Murder trial set to begin next week
The trial of a Kamloops man accused of murdering his father inside a Westsyde home last year is slated to get underway next week in B.C. Supreme Court.
Joshua Isaac Steel is slated to stand trial beginning on Monday, Nov. 5.
The 19-year-old was arrested after his father, 63-year-old Phil Steel, was found dead inside the family’s Collingwood Drive home on Sept. 12, 2011.
Josh Steel, who has no prior criminal record, was charged with second-degree murder a short time later.
During a court appearance in October 2011, defence lawyer Don Campbell mentioned the possibility of a not criminally responsible by way of a mental disorder (NCRMD) defence.
The judge presiding over Steel’s trial could order the accused undergo an NCRMD psychiatric assessment.

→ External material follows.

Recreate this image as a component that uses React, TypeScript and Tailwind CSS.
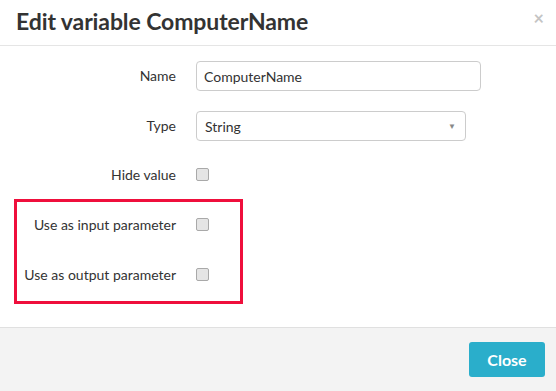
import { Fragment } from 'react';

const rows = [
  { label: 'Hide value' },
  { label: 'Use as input parameter' },
  { label: 'Use as output parameter' },
];

function Checkbox() {
  return <div className="w-[13px] h-[13px] rounded-[2px] border border-[#a9a9a9] bg-[#e5e5e5]" />;
}

export default function App() {
  return (
    <div className="relative w-[556px] h-[391px] bg-white text-[#333] overflow-hidden" style={{ fontFamily: 'Lato, "Open Sans", sans-serif' }}>
      {/* HEADER */}
      <div className="h-[46px] flex items-start justify-between border-b border-[#e5e5e5] pl-4 pr-3">
        <h4 className="text-[23px] font-bold leading-none mt-[10px] tracking-[-0.1px] text-[#333]">Edit variable ComputerName</h4>
        <span className="text-[18px] font-bold leading-none mt-[9px] text-[#c4c4c4]">×</span>
      </div>

      {/* BODY */}
      <div className="h-[281px] pt-[15px] grid grid-cols-[176px_1fr] gap-x-5 content-start text-[14px]">
        <label className="h-[29px] flex items-center justify-end">Name</label>
        <div className="pr-[75px]">
          <div className="h-[30px] w-[285px] border border-[#ccc] rounded-[4px] flex items-center px-[7px]">ComputerName</div>
        </div>

        <label className="h-[29px] mt-[20px] flex items-center justify-end">Type</label>
        <div className="mt-[20px]">
          <div className="h-[30px] w-[270px] border border-[#ccc] rounded-[4px] flex items-center justify-between pl-[8px] pr-[9px]">
            <span>String</span>
            <span className="text-[8px] text-[#888]">▼</span>
          </div>
        </div>

        {rows.map((r, i) => (
          <Fragment key={r.label}>
            <label className={`h-[20px] flex items-center justify-end ${i === 0 ? 'mt-[23px]' : 'mt-[30px]'}`}>{r.label}</label>
            <div className={`h-[20px] flex items-center ${i === 0 ? 'mt-[23px]' : 'mt-[30px]'}`}>
              <Checkbox />
            </div>
          </Fragment>
        ))}
      </div>

      {/* FOOTER */}
      <div className="h-[64px] border-t border-[#e0e0e0] bg-[#f3f3f3] flex items-start justify-end pt-[14px] pr-[11px]">
        <button className="w-[76px] h-[35px] rounded-[3px] bg-[#2aaecb] text-white font-bold text-[16px]">Close</button>
      </div>

      {/* highlight annotation */}
      <div className="absolute left-[14px] top-[199px] w-[229px] h-[105px] border-[3px] border-[#ef0f3c]" />
    </div>
  );
}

If a doctor were to then find Steel NCRMD, the judge would have to accept the finding in order for the file to be turned over to the B.C. Review Board.
In that case, Steel would not spend time in prison.
He would instead be held in the custody of the province at a psychiatric hospital in the Lower Mainland until doctors deemed him fit for release.
No details of the circumstances surrounding the death of Phil Steel have been made public, but neighbours have told KTW the suspect had been acting erratically and had been subdued by police in the days leading up to his father’s death.
The trial is scheduled to last three days.